Au Mali, malgré la signature, le 15 mai 2015, de l’accord pour la paix et la réconciliation, la situation sécuritaire, particulièrement au nord du pays, reste précaire. Ces derniers mois, les affrontements entre groupes armés et forces armées maliennes pour le contrôle des localités du nord ont entraîné la mort de plus de 150 personnes et fait des dizaines de blessés. Sur le plan judiciaire, les procédures nationales ouvertes à l’encontre de présumés responsables des violations graves des droits humains perpétrées dans le nord au cours du conflit armé ouvert en 2012 demeurent fragiles et demandent à être soutenues pour aboutir à des procès équitables et contribuer à la non-répétition des crimes. C’est la responsabilité de l’UA que de s’assurer que toutes les parties respectent strictement les accords de cessez-le-feu et appliquent l’accord de paix de mai et que les procédures judiciaires aboutissent.
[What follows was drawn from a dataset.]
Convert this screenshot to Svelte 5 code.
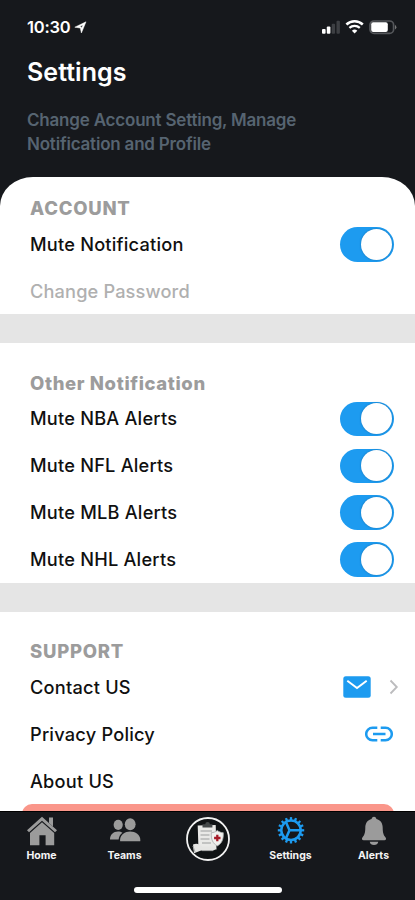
<script>
  let accountMuted = $state(true);
  let leagues = $state([
    { name: 'NBA', on: true },
    { name: 'NFL', on: true },
    { name: 'MLB', on: true },
    { name: 'NHL', on: true }
  ]);
  const teeth = Array.from({ length: 16 }, (_, i) => i * 22.5);
</script>

{#snippet toggle(on, flip, label)}
  <button class="toggle" class:off={!on} onclick={flip} aria-label={label} aria-pressed={on}>
    <span class="knob"></span>
  </button>
{/snippet}

<div class="phone">
  <header>
    <div class="status">
      <div class="clock">
        <span class="time">10:30</span>
        <svg width="13" height="13" viewBox="0 0 13 13"><path d="M12 .8 7.400 12 6.300 7 .8 6.200Z M8.900 3.900 5.400 5.400 7.100 5.800 7.500 7.200Z" fill="#fff" stroke="#fff" stroke-width=".5" stroke-linejoin="round" fill-rule="evenodd" /></svg>
      </div>
      <svg class="indicators" width="76" height="16" viewBox="0 0 76 16">
        <rect x="1" y="10" width="3.600" height="4.700" rx="1" fill="#fff" />
        <rect x="5.800" y="7.600" width="3.600" height="7.100" rx="1" fill="#fff" />
        <rect x="10.700" y="4.800" width="3.400" height="9.900" rx="1" fill="#3d3f43" />
        <rect x="15.500" y="1.800" width="3.400" height="12.900" rx="1" fill="#3d3f43" />
        <path d="M25.400 5.500a12 12 0 0 1 16.400 0" fill="none" stroke="#fff" stroke-width="2.500" />
        <path d="M28.400 8.900a7.600 7.600 0 0 1 10.400 0" fill="none" stroke="#fff" stroke-width="2.200" />
        <path d="M30.900 11.700a4.200 4.200 0 0 1 5.400 0L33.600 14.600Z" fill="#fff" />
        <rect x="49" y="2" width="23.600" height="12.400" rx="4" fill="none" stroke="#55575b" stroke-width="1.700" />
        <rect x="50.200" y="3.300" width="16.600" height="9.800" rx="2" fill="#fff" />
        <path d="M74 5.800q2.800 2.400 0 4.800Z" fill="#777" />
      </svg>
    </div>
    <h1>Settings</h1>
    <p>Change Account Setting, Manage<br />Notification and Profile</p>
  </header>

  <main>
    <section class="account">
      <h2 class="caps">ACCOUNT</h2>
      <div class="row">
        <span>Mute Notification</span>
        {@render toggle(accountMuted, () => (accountMuted = !accountMuted), 'Mute Notification')}
      </div>
      <div class="row dim"><span>Change Password</span></div>
    </section>

    <section class="other">
      <h2>Other Notification</h2>
      {#each leagues as league}
        <div class="row">
          <span>Mute {league.name} Alerts</span>
          {@render toggle(league.on, () => (league.on = !league.on), league.name)}
        </div>
      {/each}
    </section>

    <section class="support">
      <h2 class="caps">SUPPORT</h2>
      <div class="row contact">
        <span>Contact US</span>
        <div class="actions">
          <svg width="28" height="22" viewBox="0 0 28 22">
            <rect x=".3" y=".3" width="27.400" height="21.400" rx="2.500" fill="#1d9bf0" />
            <path d="m4.300 4.800 9.700 7.200 9.700-7.200" fill="none" stroke="#fff" stroke-width="2" />
          </svg>
          <svg width="10" height="16" viewBox="0 0 10 16"><path d="m1.500 1.500 6.300 6.500-6.300 6.500" fill="none" stroke="#bcbcbe" stroke-width="1.800" /></svg>
        </div>
      </div>
      <div class="row">
        <span>Privacy Policy</span>
        <svg class="link" width="28" height="16" viewBox="0 0 28 16">
          <path d="M12.300 1.700H7.500a6.300 6.300 0 0 0 0 12.600h4.800M15.700 1.700h4.800a6.300 6.300 0 0 1 0 12.600h-4.800M8 8h12.500" fill="none" stroke="#1d9bf0" stroke-width="2.500" />
        </svg>
      </div>
      <div class="row about"><span>About US</span></div>
      <div class="logout"></div>
    </section>
  </main>

  <nav>
    <div class="tab">
      <svg width="32" height="30" viewBox="0 0 32 30" fill="#9b9b9b">
        <path d="M16 .8 31 14.200l-2 2.100L16 4.700 3 16.300l-2-2.100L11 5.200Z" />
        <path d="M23 1.400h4v9.200l-4-3.500Z" />
        <path d="M16 6.300 28.200 17v12.200h-8.600v-10h-6.200v10H4V17Z" />
      </svg>
      <span>Home</span>
    </div>
    <div class="tab">
      <svg width="32" height="30" viewBox="0 0 32 30" fill="#9b9b9b">
        <ellipse cx="9.200" cy="8.800" rx="4.600" ry="5.100" />
        <path d="M1 23.500c0-5 3.400-8.100 8-8.100 1.800 0 3.300.5 4.500 1.300-2.200 1.600-3.500 3.700-3.900 6.800Z" />
        <ellipse cx="21.200" cy="8.300" rx="5.400" ry="6" />
        <path d="M11.200 25.300c-1-5.800 4.400-9.800 10-9.800s11 4 10 9.800Z" />
      </svg>
      <span>Teams</span>
    </div>
    <div class="tab center">
      <svg width="46" height="46" viewBox="0 0 46 46">
        <circle cx="23" cy="23" r="21" fill="#101315" stroke="#f2f2f2" stroke-width="1.800" />
        <path d="m12.700 9.600 18-.6.8 24.500-18 .8Z" fill="#e9e9e7" />
        <path d="M17.500 11.500V8.300h2.800a2.300 2.300 0 0 1 4.600 0h2.500v3.200Z" fill="#45494a" />
        <path d="M15.500 15h11.500M15.500 19h9M15.500 23h9M17 27h9" stroke="#b5b7b7" stroke-width="1.400" />
        <path d="M8 28.500c4-2 7 0 9.500 2h10.500c3 0 3 3.500 0 4H16l-7 2.700Z" fill="#e5e5e3" />
        <path d="M17 34.600h11M8 30l2 6" stroke="#a9abab" fill="none" />
        <path d="M32.300 14.500c2 1.500 3.800 2.100 6 2.200.4 6.500-1.500 11-6 13.200-4.500-2.200-6.400-6.700-6-13.200 2.200-.1 4-.7 6-2.200Z" fill="#f0f0ee" stroke="#a6aaa9" stroke-width=".8" />
        <path d="M32.300 18.800v6.400M29.100 22h6.400" stroke="#a51a27" stroke-width="2.300" />
      </svg>
    </div>
    <div class="tab">
      <svg width="32" height="30" viewBox="0 0 32 30">
        <g transform="translate(16 14.300)" stroke="#1d9bf0" fill="none">
          <circle r="9.700" stroke-width="2.500" />
          {#each teeth as angle}
            <path transform="rotate({angle})" d="M0-10V-13.200" stroke-width="2.300" />
          {/each}
          <path d="M-1.500 0H9M-1.500 0-5-8M-1.500 0-5 8" stroke-width="2.500" />
        </g>
      </svg>
      <span>Settings</span>
    </div>
    <div class="tab">
      <svg width="32" height="30" viewBox="0 0 32 30" fill="#9b9b9b">
        <path d="M16 .8c1.500 0 2.300 1 2.400 2.300 4.200 1 6.300 4.300 6.300 8.700 0 5 .9 7.400 2.900 9.600.9 1.100.5 2.900-1.200 2.900H5.600c-1.700 0-2.100-1.800-1.200-2.900 2-2.200 2.900-4.600 2.900-9.600 0-4.400 2.100-7.700 6.300-8.700C13.700 1.800 14.500.8 16 .8Z" />
        <path d="M11.700 25.700h8.600c-.4 2.100-2 3.200-4.300 3.200s-3.900-1.100-4.300-3.200Z" />
      </svg>
      <span>Alerts</span>
    </div>
    <div class="home-bar"></div>
  </nav>
</div>

<style>
  :global(body) { margin: 0; background: #16181c; }
  .phone {
    width: 415px;
    height: 900px;
    overflow: hidden;
    display: flex;
    flex-direction: column;
    font-family: Inter, "Liberation Sans", sans-serif;
    background: #16181c;
  }
  header { height: 177px; box-sizing: border-box; padding: 18px 18px 0 27px; color: #fff; }
  .status { display: flex; justify-content: space-between; height: 18px; align-items: center; }
  .clock { display: flex; align-items: center; gap: 3px; }
  .time { font-size: 16.5px; font-weight: 600; letter-spacing: -0.2px; }
  h1 { margin: 19px 0 0; font-size: 25px; line-height: 34px; font-weight: 600; letter-spacing: 0.05px; }
  p { margin: 19.4px 0 0; font-size: 17px; line-height: 24px; font-weight: 600; color: #566471; letter-spacing: -0.2px; white-space: nowrap; }
  main { flex: 1; min-height: 0; background: #fff; border-radius: 33px 33px 0 0 / 29px 29px 0 0; overflow: hidden; }
  section { padding: 0 21px 0 30px; }
  .account { padding-top: 18px; height: 119px; border-bottom: 29px solid #e5e5e5; }
  .other { padding-top: 26.5px; height: 213.5px; border-bottom: 29px solid #e5e5e5; }
  .support { padding-top: 26px; }
  h2 { margin: 0; height: 26px; font-size: 18.5px; line-height: 26px; font-weight: 800; color: #9c9c9c; letter-spacing: 0.62px; white-space: nowrap; }
  .caps { letter-spacing: 0.75px; }
  .row { display: flex; justify-content: space-between; align-items: center; height: 47px; font-size: 18.2px; font-weight: 500; letter-spacing: 0.22px; color: #101010; }
  .row > span { padding-bottom: 2px; }
  .dim { color: #b0b0b0; letter-spacing: 0.15px; }
  .other .row { height: 46.9px; }
  .other .row > span { padding-bottom: 1px; }
  .contact { margin-right: -5px; }
  .actions { display: flex; align-items: center; gap: 18px; padding-bottom: 1px; }
  .link { margin: 0 1px 1px 0; }
  .about { height: 46px; }
  .row.about > span { padding-bottom: 0; }
  .logout { height: 48px; margin-left: -8px; background: #fa968a; border-radius: 10px; }
  .toggle { width: 54.5px; height: 34.5px; padding: 1.75px; border: 0; border-radius: 18px; background: #1d9bf0; display: flex; justify-content: flex-end; }
  .toggle.off { justify-content: flex-start; background: #ccc; }
  .knob { width: 31px; height: 31px; border-radius: 50%; background: #fff; box-shadow: 0 0 2px #0b4f8299; }
  nav { position: relative; height: 89px; display: flex; background: #16181c; border-top: 1px solid #000; box-sizing: border-box; }
  .tab { flex: 1; display: flex; flex-direction: column; align-items: center; padding-top: 4px; }
  .tab span { margin-top: 3px; font-size: 10.5px; line-height: 13px; font-weight: 700; color: #f4f4f4; }
  .home-bar { position: absolute; left: 134px; top: 75px; width: 148px; height: 6px; border-radius: 3px; background: #fff; }
</style>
« Le droit des victimes de crimes à obtenir justice et réparation ne doit plus être sacrifié sur l’autel de considérations politiques. L’engagement de l’UA dans la lutte contre l’impunité doit passer par un soutien renforcé aux procédures judiciaires nationales et internationales », a déclaré Mabassa Fall, représentant de la FIDH auprès de l’Union africaine.